Sometimes being police chief isn’t all it’s cracked-up to be. Oh sure, there’s political pressure, vicarious liability, lots of opportunities for public scrutiny, but there’s a downside too.
Our employees, both police officers and support personnel are imperfect human beings, just like you. Sometimes we make mistakes and have to own up to them. Sometimes though, in fact many times, our employees receive complaints about them that are untrue or greatly exaggerated. My position, generally, is to process the complaint, and reply to the complaining party with the outcome in a professional manner. That’s a good idea because it helps ensure a friendly complaint registering system.
A couple of days ago, (June 12th), we received a complaint from a woman who I won’t name, via her Facebook page. She also sent a message to our RCPD Facebook page. She writes:
“I think that the RCPD needs to address this situation soon. Its a great cause for concern. I am also going to send this to Chief Allender.
[name withheld but it's her boyfriend] was wandering around drunk on 6/11/12 at approximately 12:30pm, not in any altercation with anyone else, didn’t have any weapons, not yelling around, not even around any other people, just walking in a public right of way. Someone called to report him being drunk, apparently, and so when the cops responded the female officer jumped out of the cruiser, pulled her weapon and ordered him to “get down” (This was all witnessed by myself and another person). Three other cruisers pulled up, and as he sat on the curb, cuffed, he apparently had a laceration on his head and arms, so an ambulance came and checked him out. He was then taken into police custody.
I learned from someone who knows this guy, who attended his arraignment this morning, that he was told that he was in violation of 24.7, which is appropriate cause he was drunk, but that he would not be reinstated to the program because he had been arrested AT the 24/7 Program after an altercation that happened while he was there.
How can they say that, when he was clearly arrested at a totally different location, in a whole different part of town from the 24/7 program, and there was no altercation that happened. I think I need to get on this, because it has me wondering how many other times this type of “oops” has happened.”
Her Facebook page post looks like this:
Notice the intro “ANOTHER case where the RCPD overreacted” Quite inflammatory and a very bold statement given the fact she was quite happy to have us arrive on scene to assist her. The related comments from her friends take it even further:
So, we did as she asked. We looked into it.
I probably shouldn’t do this and I probably won’t do it in the future, but I am going to answer this complaint in the same public venue it was received: social media.

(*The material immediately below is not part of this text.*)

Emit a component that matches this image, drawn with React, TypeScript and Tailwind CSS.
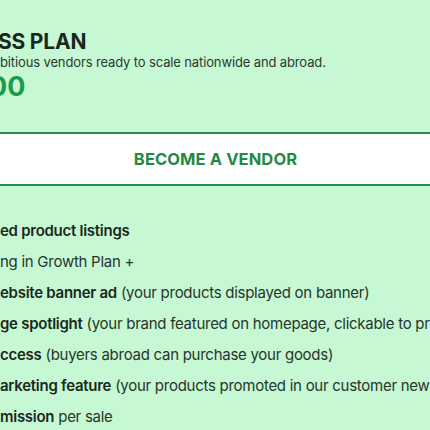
const features: { bold: string; rest: string }[] = [
  { bold: 'ed product listings', rest: '' },
  { bold: '', rest: 'ng in Growth Plan +' },
  { bold: 'ebsite banner ad', rest: ' (your products displayed on banner)' },
  { bold: 'ge spotlight', rest: ' (your brand featured on homepage, clickable to profile)' },
  { bold: 'ccess', rest: ' (buyers abroad can purchase your goods)' },
  { bold: 'arketing feature', rest: ' (your products promoted in our customer newsletter)' },
  { bold: 'mission', rest: ' per sale' },
];

export default function App() {
  return (
    <div
      className="w-[430px] h-[430px] overflow-hidden bg-[#c6f8d3] text-[#1b2820]"
      style={{ fontFamily: 'Inter, "Noto Sans", sans-serif' }}
    >
      {/* Plan header */}
      <div className="pt-[30px]">
        <h2 className="text-[21px] leading-[24px] font-bold tracking-[-0.2px] -ml-[2px]">SS PLAN</h2>
        <p className="text-[13px] leading-[16px] tracking-[-0.13px] text-[#2a3a30]">
          bitious vendors ready to scale nationwide and abroad.
        </p>
        <p className="text-[27px] leading-[30px] font-bold text-[#1a9b4b] mt-[2px] -ml-[11px]">00</p>
      </div>

      {/* CTA */}
      <div className="-mx-4 mt-[30px] h-[54px] border-[2.5px] border-[#23914a] bg-white flex items-center justify-center">
        <span className="text-[16.5px] font-bold tracking-[0.1px] text-[#1f8a45] pl-[1px]">BECOME A VENDOR</span>
      </div>

      {/* Features */}
      <ul className="mt-[35px] flex flex-col gap-[11px] text-[15px] leading-[20px] tracking-[-0.27px] whitespace-nowrap">
        {features.map((f, i) => (
          <li key={i}>
            {f.bold && <span className="font-semibold">{f.bold}</span>}
            <span className="text-[#26352c]">{f.rest}</span>
          </li>
        ))}
      </ul>
    </div>
  );
}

Here are the facts: Someone called the 911 Center to report this incident and ask for our help. That caller was … (drum roll) the same person who made the complaint about our response. During this call, she stated these, among other things:
“I need some help getting someone out of my house” and went on to describe how her boyfriend was chasing her. She yelled “get away from me!” three times during this call. She told the dispatcher “he’s a violent person.” She was obviously in distress – I listened to the 911 call myself.
An additional important fact is that our officer pointed her Taser, not her pistol, at the man. Another thing you need to know is that the “24/7” program is used as a condition of pre-trial release from custody and requires the program participant (in this case the boyfriend) to submit to a breath test once or twice per day to insure they aren’t drinking. This man took the breath test at 7:42 am that day, five hours prior to the disturbance and he was sober. At the time of his arrest, somewhere around 12:30 pm, his blood alcohol was .22 (nearly three times the legal limit for driving drunk). He deserved to be arrested and whether someone in court said he was arrested “at 24/7” or at her house is immaterial. The facts and charge are solid. One final factoid – the ambulance was called because he stumbled into a cactus and had quills stuck in him.
We conduct routine reviews of uses of force by police officers, and this one is by the book.
The complaining party lied on social media and to us, gained support for her lie, rallied some friends against us and unnecessarily caused an expense on the tax payers by asking us to review the incident. How embarrassing for her. In addition she is employed as a news reporter for a Native American newspaper. What should her readers believe?
Race relations are complicated enough without willful lies and underhanded tactics like this. I am glad we had the resources to help this woman – that’s our job and we are proud to do it. But in this case I believe a written apology is due the employees of our Department.
Finally, please do not comment on this post with hateful or racially inflammatory statements. I will not “approve” them and they will not help the situation.